O arranjo momentâneo, encontrado pelo establishment, foi uma articulação dos outros dois poderes da República e de militares de dentro do próprio governo, com apoio de governadores, que tenta colocar na geladeira o “Fora Bolsonaro”, neutralizando momentaneamente o poder de decisão do presidente da República (em especial no que se refere ao combate à pandemia) sem retirá-lo da Presidência. A retirada formal de Bolsonaro da Presidência abriria uma nova conjuntura, de grande incerteza e instabilidade, num momento extremamente delicado por conta da pandemia. O combate à Covid-19 tem evidenciado, em todos os países do mundo, a insanidade e a irracionalidade do programa, das reformas e das políticas neoliberais, colocados em prática nas últimas quatro décadas, no que concerne ao bem-estar da esmagadora maioria da população mundial. Em especial, a estúpida concentração de renda e a fragilização do Estado social em toda parte e que, agora, coloca em perigo todas as sociedades humanas.
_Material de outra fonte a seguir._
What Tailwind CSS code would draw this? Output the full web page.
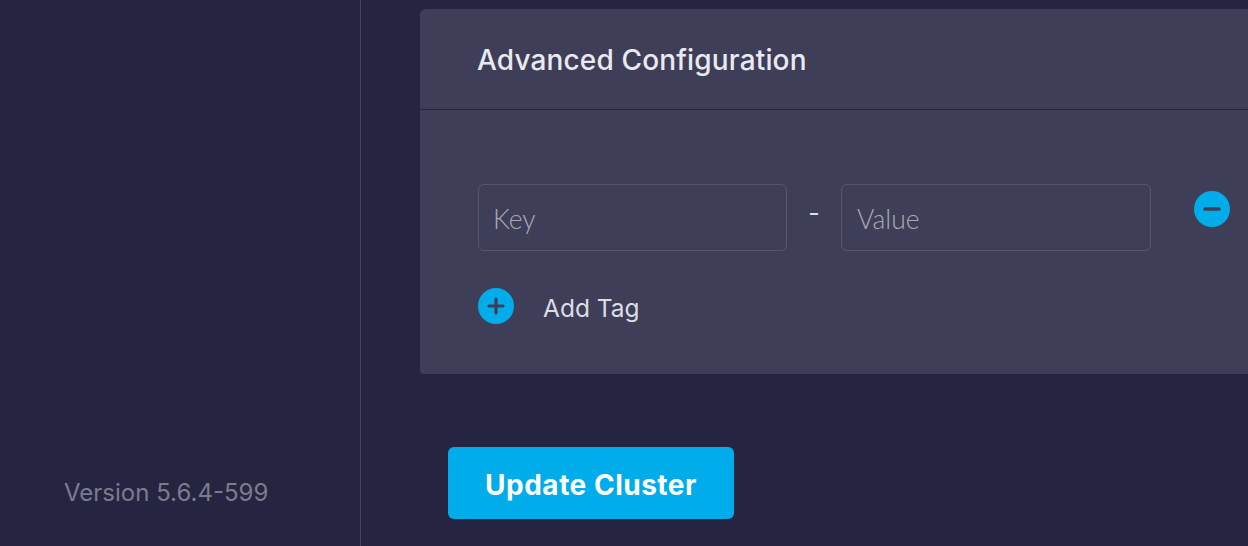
<!DOCTYPE html>
<html lang="en">
<head>
    <meta charset="UTF-8">
    <title>Update Cluster</title>
    <script src="https://cdn.jsdelivr.net/npm/@tailwindcss/browser@4"></script>
</head>
<body class="bg-[#252541] font-['Inter',sans-serif] overflow-hidden">
    <div class="flex h-[546px] w-[1248px]">
        <!-- Sidebar -->
        <aside class="w-[361px] h-full border-r border-[#45455f] flex flex-col justify-end shrink-0">
            <p class="pl-[64px] pb-[38px] text-[24px] leading-[30px] text-[#7b7b8e] font-normal">Version 5.6.4-599</p>
        </aside>

        <!-- Main -->
        <main class="flex-1 pt-[9px]">
            <section class="ml-[59px] h-[365px] bg-[#3f3e58] rounded-tl-[6px] rounded-bl-[4px]">
                <div class="h-[101px] border-b border-[#252541] pl-[57px] pt-[2px] flex items-center">
                    <h2 class="text-[28px] tracking-[0.15px] font-medium text-[#e9e9ef]">Advanced Configuration</h2>
                </div>

                <div class="pl-[58px] pt-[74px]">
                    <div class="flex items-start">
                        <input placeholder="Key" class="w-[309px] h-[67px] px-[14px] pt-[2px] rounded-[6px] border border-[#57566e] bg-transparent text-[26.5px] font-['Lato',sans-serif] font-light placeholder:text-[#a9a9b6]">
                        <span class="w-[54px] text-center pt-[14px] text-[25px] leading-[30px] text-[#dcdce4]">-</span>
                        <input placeholder="Value" class="w-[310px] h-[67px] px-[15px] pt-[2px] rounded-[6px] border border-[#57566e] bg-transparent text-[26.5px] font-['Lato',sans-serif] font-light placeholder:text-[#a9a9b6]">
                        <button class="ml-[43px] mt-[7px] w-[36px] h-[36px] rounded-full bg-[#00acea] flex items-center justify-center">
                            <svg width="18" height="18" viewBox="0 0 18 18"><path d="M2 9h14" stroke="#3f3e58" stroke-width="3.4" stroke-linecap="round"/></svg>
                        </button>
                    </div>

                    <div class="flex items-start mt-[37px]">
                        <button class="w-[36px] h-[36px] rounded-full bg-[#00acea] flex items-center justify-center">
                            <svg width="18" height="18" viewBox="0 0 18 18"><path d="M2 9h14M9 2v14" stroke="#3f3e58" stroke-width="3.2" stroke-linecap="round"/></svg>
                        </button>
                        <span class="ml-[29px] mt-[5px] text-[24.5px] leading-[30px] text-[#dcdce4]">Add Tag</span>
                    </div>
                </div>
            </section>

            <button class="block ml-[87px] mt-[73px] pt-[4px] w-[286px] h-[72px] rounded-[6px] bg-[#00acea] text-white text-[28px] tracking-[0.5px] font-bold">Update Cluster</button>
        </main>
    </div>
</body>
</html>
No Brasil, às classes dominantes e seus prepostos não interessam a saída de Bolsonaro, com ou sem impeachment; o sonho deles sempre foi o de poderem controlar e enquadrar o fascista, mas isto se mostrou inviável – tanto pelo fato do neofascismo ser um movimento internacional com ramificação no Brasil, quanto pelas próprias características psicológicas e emocionais do sujeito. Como alternativa, caminhou-se para uma solução, torno a ressaltar, momentânea, para se evitar a solução “natural e traumática”, cada vez mais próxima, que seria retirá-lo da Presidência. A sua queda definitiva implicará uma mudança na correlação de forças na sociedade civil e no Estado, podendo levar ao questionamento, aqui também, de todas as reformas e políticas neoliberais aplicadas no pós-golpe de 2016.
Mas esse “golpe branco” não resolve, de fato, o problema; ao contrário, só fará acirrar a instabilidade política, que crescerá pari passu com a disseminação da pandemia em todo território brasileiro. Por um lado, Bolsonaro, embora sem poder tomar decisões, continuará atuando contra o seu próprio governo, boicotando as decisões do Ministério da Saúde, opondo-se aos outros dois poderes de República e aos governadores, bem como agitando e mobilizando suas milícias digitais, colocando em risco o estado de direito e a saúde da população. Por outro lado, as forças político-sociais democráticas e de esquerda não se iludirão (espera-se) com essa pseudo solução e continuarão atuando pela retirada de Bolsonaro e de seu governo. O “Fora Bolsonaro” não sairá do cenário político; esse movimento se ampliará cada vez mais, como uma necessidade objetiva para a manutenção das liberdades democráticas e a defesa da vida de todos os brasileiros.
Luiz Filgueiras é professor titular da Faculdade de Economia da Universidade Federal da Bahia (UFBA).